TASK DETAILS: Restate each line of the listing exactly, without carrying over any pictures.

INFORMATION SUPPLIED:
• • • • • • •

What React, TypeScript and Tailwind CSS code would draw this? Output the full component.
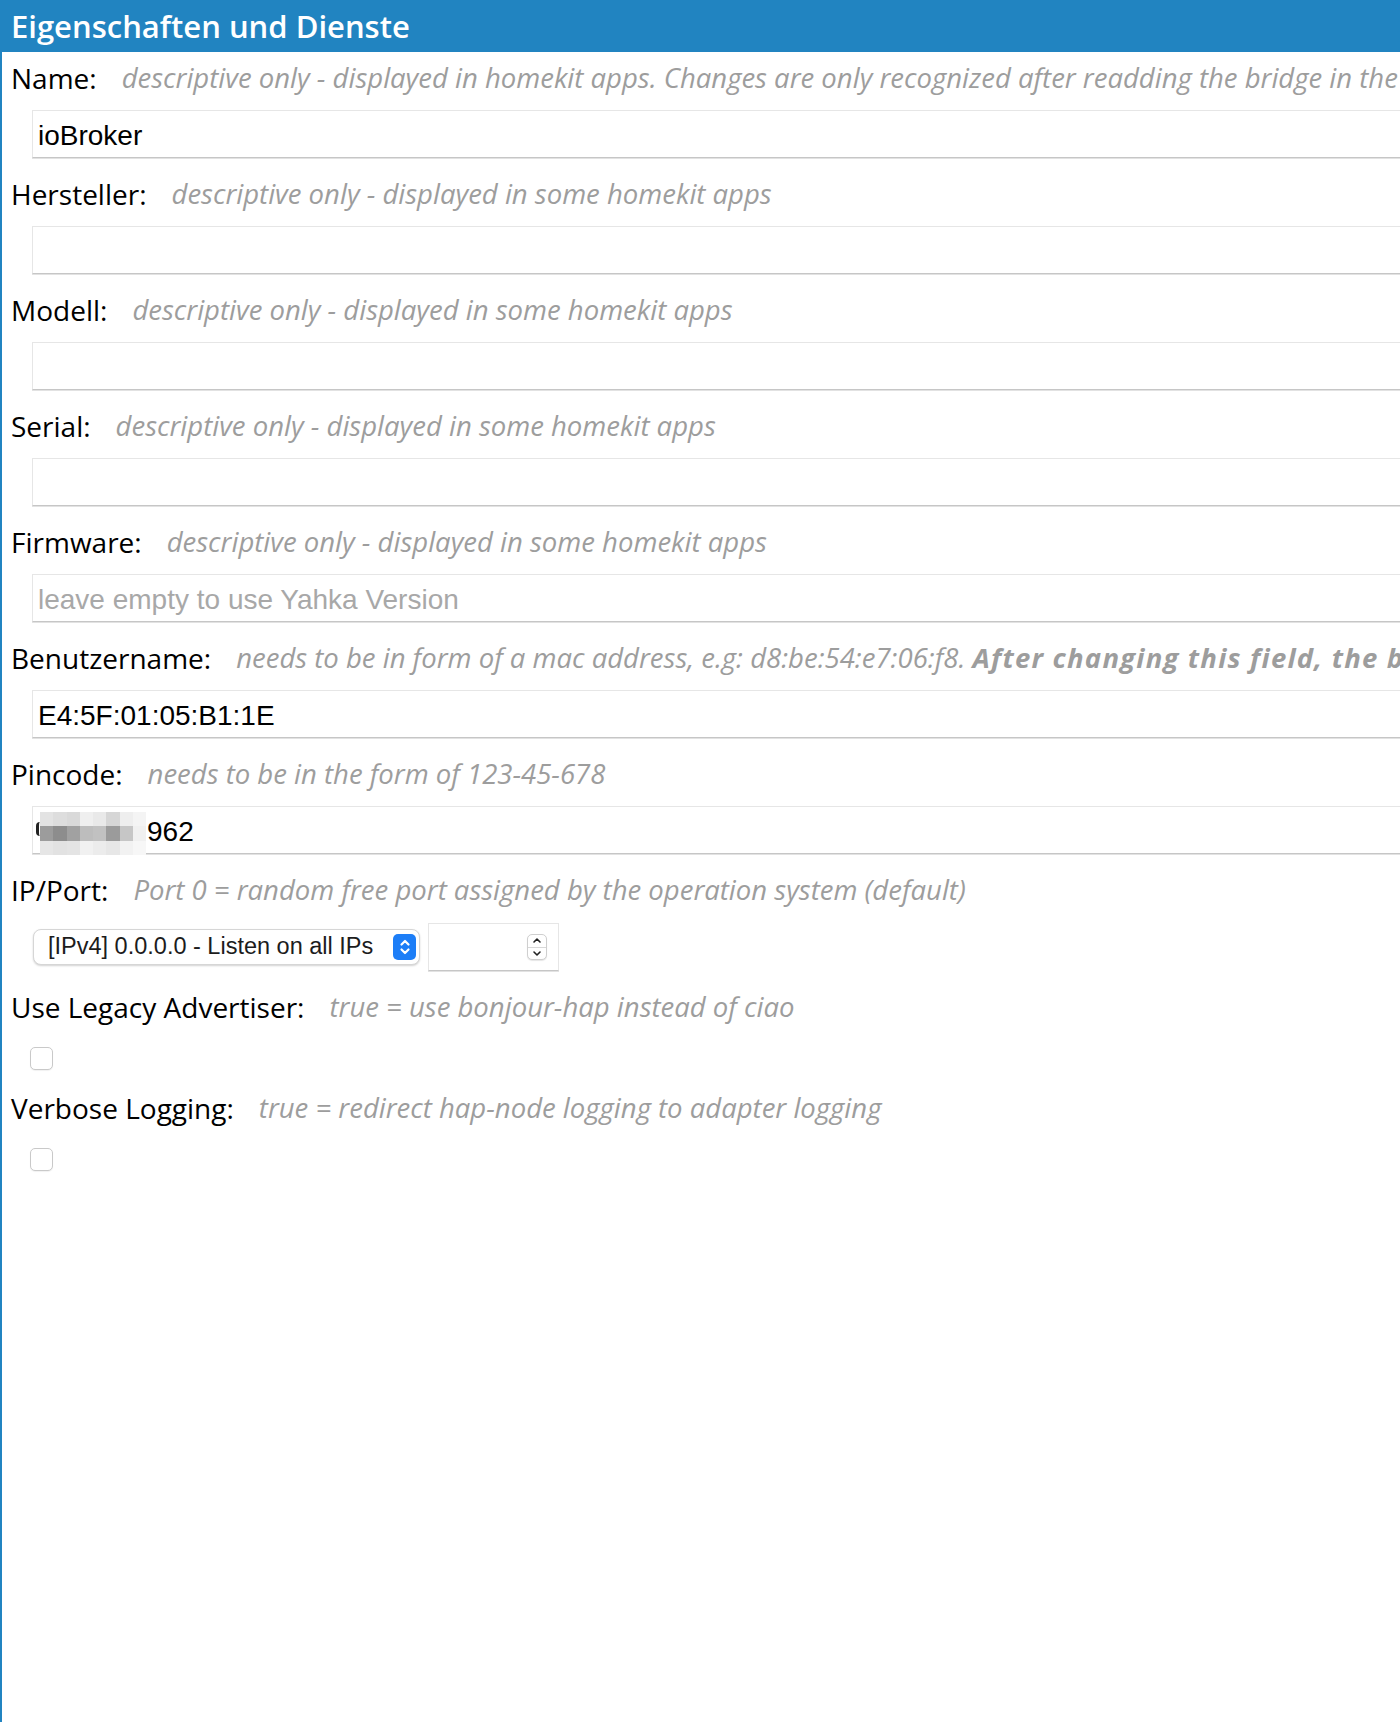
import React from "react";

const blue = "#2184c1";

function Label({ label, children }: { label: string; children?: React.ReactNode }) {
  return (
    <div className="flex h-[40px] items-center whitespace-nowrap pl-[9px]">
      <span className="text-[28px] leading-[40px] text-black">{label}</span>
      <span className="ml-[25px] text-[27.5px] italic leading-[40px] text-[#9d9d9d]">{children}</span>
    </div>
  );
}

function Field({ value, placeholder }: { value?: string; placeholder?: string }) {
  return (
    <div className="mb-[16px] mt-[12px] pl-[30px]">
      <input
        readOnly
        defaultValue={value}
        placeholder={placeholder}
        className="h-[48px] w-[1420px] border border-[#e6e6e6] border-b-[#c6c6c6] bg-white px-[5px] pt-[4px] font-['Liberation_Sans',Arial,sans-serif] text-[28px] text-black shadow-[0_1px_0_#e2e2e2] outline-none placeholder:text-[#a8a8a8]"
      />
    </div>
  );
}

function Check() {
  return (
    <div className="mb-[18px] mt-[20px] pl-[28px]">
      <div className="h-[23px] w-[23px] rounded-[5px] border border-[#c9c9c9] bg-white shadow-[0_1px_1px_rgba(0,0,0,0.06)]" />
    </div>
  );
}

const mosaic = [
  ["#e3e3e3", "#dddddd", "#d9d9d9", "#efefef", "#e9e9e9", "#d6d6d6", "#eeeeee", "#f4f4f4"],
  ["#9c9c9c", "#8d8d8d", "#a1a1a1", "#bdbdbd", "#c1c1c1", "#9b9b9b", "#c6c6c6", "#f0f0f0"],
  ["#e6e6e6", "#e2e2e2", "#e4e4e4", "#f1f1f1", "#ececec", "#e7e7e7", "#f2f2f2", "#f7f7f7"],
];

function PinField() {
  return (
    <div className="mb-[16px] mt-[12px] pl-[30px]">
      <div className="relative flex h-[48px] w-[1420px] items-center border border-[#e6e6e6] border-b-[#c6c6c6] bg-white pl-[114px] pt-[4px] font-['Liberation_Sans',Arial,sans-serif] text-[28px] text-black shadow-[0_1px_0_#e2e2e2]">
        962
        <div className="absolute left-[3px] top-[15px] h-[14px] w-[4px] rounded-l-full border-l-[3px] border-[#222]" />
        <div className="absolute left-[7px] top-[5px] grid h-[43px] w-[106px] grid-cols-8 grid-rows-3">
          {mosaic.flat().map((c, i) => (
            <div key={i} style={{ background: c }} />
          ))}
        </div>
      </div>
    </div>
  );
}

function IpPort() {
  return (
    <div className="mb-[16px] mt-[13px] flex h-[48px] items-center pl-[31px]">
      <div className="flex h-[36px] w-[387px] items-center justify-between rounded-[8px] border border-[#d6d6d6] bg-white pl-[14px] pr-[3px] font-['Liberation_Sans',Arial,sans-serif] text-[23.5px] text-[#1c1c1c] shadow-[0_1px_2px_rgba(0,0,0,0.18)]">
        <span>[IPv4] 0.0.0.0 - Listen on all IPs</span>
        <div className="flex h-[26px] w-[23px] items-center justify-center rounded-[5px] bg-[#1d7ef7]">
          <svg width="12" height="18" viewBox="0 0 12 18" fill="none" stroke="white" strokeWidth="2.2" strokeLinecap="round" strokeLinejoin="round">
            <path d="M2.5 6.5 6 3l3.5 3.5" />
            <path d="M2.5 11.5 6 15l3.5-3.5" />
          </svg>
        </div>
      </div>
      <div className="ml-[8px] flex h-[48px] w-[131px] items-center justify-end border border-[#e6e6e6] border-b-[#c6c6c6] bg-white pr-[11px] shadow-[0_1px_0_#e2e2e2]">
        <div className="flex h-[26px] w-[20px] flex-col overflow-hidden rounded-[5px] border border-[#cfcfcf] bg-white shadow-[0_1px_1px_rgba(0,0,0,0.1)]">
          <div className="flex flex-1 items-center justify-center border-b border-[#d8d8d8]">
            <svg width="10" height="7" viewBox="0 0 10 7" fill="none" stroke="#222" strokeWidth="1.6" strokeLinecap="round" strokeLinejoin="round">
              <path d="M2 5 5 2l3 3" />
            </svg>
          </div>
          <div className="flex flex-1 items-center justify-center">
            <svg width="10" height="7" viewBox="0 0 10 7" fill="none" stroke="#222" strokeWidth="1.6" strokeLinecap="round" strokeLinejoin="round">
              <path d="M2 2l3 3 3-3" />
            </svg>
          </div>
        </div>
      </div>
    </div>
  );
}

export default function App() {
  const some = "descriptive only - displayed in some homekit apps";
  return (
    <div className="min-h-[1722px] w-full overflow-hidden border-l-2 border-[#2184c1] bg-white font-['Open_Sans','Noto_Sans',sans-serif]">
      <div className="flex h-[52px] items-center pl-[9px] text-[31px] font-semibold text-white" style={{ background: blue }}>
        Eigenschaften und Dienste
      </div>
      <div className="pt-[6px]">
        <Label label="Name:">
          descriptive only - displayed in homekit apps. Changes are only recognized after readding the bridge in the Home app
        </Label>
        <Field value="ioBroker" />

        <Label label="Hersteller:">{some}</Label>
        <Field />

        <Label label="Modell:">{some}</Label>
        <Field />

        <Label label="Serial:">{some}</Label>
        <Field />

        <Label label="Firmware:">{some}</Label>
        <Field placeholder="leave empty to use Yahka Version" />

        <Label label="Benutzername:">
          needs to be in form of a mac address, e.g: d8:be:54:e7:06:f8.{" "}
          <b className="font-bold tracking-[1.2px]">After changing this field, the bridge has to be added again</b>
        </Label>
        <Field value="E4:5F:01:05:B1:1E" />

        <Label label="Pincode:">needs to be in the form of 123-45-678</Label>
        <PinField />

        <Label label="IP/Port:">Port 0 = random free port assigned by the operation system (default)</Label>
        <IpPort />

        <Label label="Use Legacy Advertiser:">true = use bonjour-hap instead of ciao</Label>
        <Check />

        <Label label="Verbose Logging:">true = redirect hap-node logging to adapter logging</Label>
        <Check />
      </div>
    </div>
  );
}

• • • • • • •

OUTPUT FOR THIS EXERCISE:
What React, TypeScript and Tailwind CSS code would draw this? Output the full component.
import React from "react";

const blue = "#2184c1";

function Label({ label, children }: { label: string; children?: React.ReactNode }) {
  return (
    <div className="flex h-[40px] items-center whitespace-nowrap pl-[9px]">
      <span className="text-[28px] leading-[40px] text-black">{label}</span>
      <span className="ml-[25px] text-[27.5px] italic leading-[40px] text-[#9d9d9d]">{children}</span>
    </div>
  );
}

function Field({ value, placeholder }: { value?: string; placeholder?: string }) {
  return (
    <div className="mb-[16px] mt-[12px] pl-[30px]">
      <input
        readOnly
        defaultValue={value}
        placeholder={placeholder}
        className="h-[48px] w-[1420px] border border-[#e6e6e6] border-b-[#c6c6c6] bg-white px-[5px] pt-[4px] font-['Liberation_Sans',Arial,sans-serif] text-[28px] text-black shadow-[0_1px_0_#e2e2e2] outline-none placeholder:text-[#a8a8a8]"
      />
    </div>
  );
}

function Check() {
  return (
    <div className="mb-[18px] mt-[20px] pl-[28px]">
      <div className="h-[23px] w-[23px] rounded-[5px] border border-[#c9c9c9] bg-white shadow-[0_1px_1px_rgba(0,0,0,0.06)]" />
    </div>
  );
}

const mosaic = [
  ["#e3e3e3", "#dddddd", "#d9d9d9", "#efefef", "#e9e9e9", "#d6d6d6", "#eeeeee", "#f4f4f4"],
  ["#9c9c9c", "#8d8d8d", "#a1a1a1", "#bdbdbd", "#c1c1c1", "#9b9b9b", "#c6c6c6", "#f0f0f0"],
  ["#e6e6e6", "#e2e2e2", "#e4e4e4", "#f1f1f1", "#ececec", "#e7e7e7", "#f2f2f2", "#f7f7f7"],
];

function PinField() {
  return (
    <div className="mb-[16px] mt-[12px] pl-[30px]">
      <div className="relative flex h-[48px] w-[1420px] items-center border border-[#e6e6e6] border-b-[#c6c6c6] bg-white pl-[114px] pt-[4px] font-['Liberation_Sans',Arial,sans-serif] text-[28px] text-black shadow-[0_1px_0_#e2e2e2]">
        962
        <div className="absolute left-[3px] top-[15px] h-[14px] w-[4px] rounded-l-full border-l-[3px] border-[#222]" />
        <div className="absolute left-[7px] top-[5px] grid h-[43px] w-[106px] grid-cols-8 grid-rows-3">
          {mosaic.flat().map((c, i) => (
            <div key={i} style={{ background: c }} />
          ))}
        </div>
      </div>
    </div>
  );
}

function IpPort() {
  return (
    <div className="mb-[16px] mt-[13px] flex h-[48px] items-center pl-[31px]">
      <div className="flex h-[36px] w-[387px] items-center justify-between rounded-[8px] border border-[#d6d6d6] bg-white pl-[14px] pr-[3px] font-['Liberation_Sans',Arial,sans-serif] text-[23.5px] text-[#1c1c1c] shadow-[0_1px_2px_rgba(0,0,0,0.18)]">
        <span>[IPv4] 0.0.0.0 - Listen on all IPs</span>
        <div className="flex h-[26px] w-[23px] items-center justify-center rounded-[5px] bg-[#1d7ef7]">
          <svg width="12" height="18" viewBox="0 0 12 18" fill="none" stroke="white" strokeWidth="2.2" strokeLinecap="round" strokeLinejoin="round">
            <path d="M2.5 6.5 6 3l3.5 3.5" />
            <path d="M2.5 11.5 6 15l3.5-3.5" />
          </svg>
        </div>
      </div>
      <div className="ml-[8px] flex h-[48px] w-[131px] items-center justify-end border border-[#e6e6e6] border-b-[#c6c6c6] bg-white pr-[11px] shadow-[0_1px_0_#e2e2e2]">
        <div className="flex h-[26px] w-[20px] flex-col overflow-hidden rounded-[5px] border border-[#cfcfcf] bg-white shadow-[0_1px_1px_rgba(0,0,0,0.1)]">
          <div className="flex flex-1 items-center justify-center border-b border-[#d8d8d8]">
            <svg width="10" height="7" viewBox="0 0 10 7" fill="none" stroke="#222" strokeWidth="1.6" strokeLinecap="round" strokeLinejoin="round">
              <path d="M2 5 5 2l3 3" />
            </svg>
          </div>
          <div className="flex flex-1 items-center justify-center">
            <svg width="10" height="7" viewBox="0 0 10 7" fill="none" stroke="#222" strokeWidth="1.6" strokeLinecap="round" strokeLinejoin="round">
              <path d="M2 2l3 3 3-3" />
            </svg>
          </div>
        </div>
      </div>
    </div>
  );
}

export default function App() {
  const some = "descriptive only - displayed in some homekit apps";
  return (
    <div className="min-h-[1722px] w-full overflow-hidden border-l-2 border-[#2184c1] bg-white font-['Open_Sans','Noto_Sans',sans-serif]">
      <div className="flex h-[52px] items-center pl-[9px] text-[31px] font-semibold text-white" style={{ background: blue }}>
        Eigenschaften und Dienste
      </div>
      <div className="pt-[6px]">
        <Label label="Name:">
          descriptive only - displayed in homekit apps. Changes are only recognized after readding the bridge in the Home app
        </Label>
        <Field value="ioBroker" />

        <Label label="Hersteller:">{some}</Label>
        <Field />

        <Label label="Modell:">{some}</Label>
        <Field />

        <Label label="Serial:">{some}</Label>
        <Field />

        <Label label="Firmware:">{some}</Label>
        <Field placeholder="leave empty to use Yahka Version" />

        <Label label="Benutzername:">
          needs to be in form of a mac address, e.g: d8:be:54:e7:06:f8.{" "}
          <b className="font-bold tracking-[1.2px]">After changing this field, the bridge has to be added again</b>
        </Label>
        <Field value="E4:5F:01:05:B1:1E" />

        <Label label="Pincode:">needs to be in the form of 123-45-678</Label>
        <PinField />

        <Label label="IP/Port:">Port 0 = random free port assigned by the operation system (default)</Label>
        <IpPort />

        <Label label="Use Legacy Advertiser:">true = use bonjour-hap instead of ciao</Label>
        <Check />

        <Label label="Verbose Logging:">true = redirect hap-node logging to adapter logging</Label>
        <Check />
      </div>
    </div>
  );
}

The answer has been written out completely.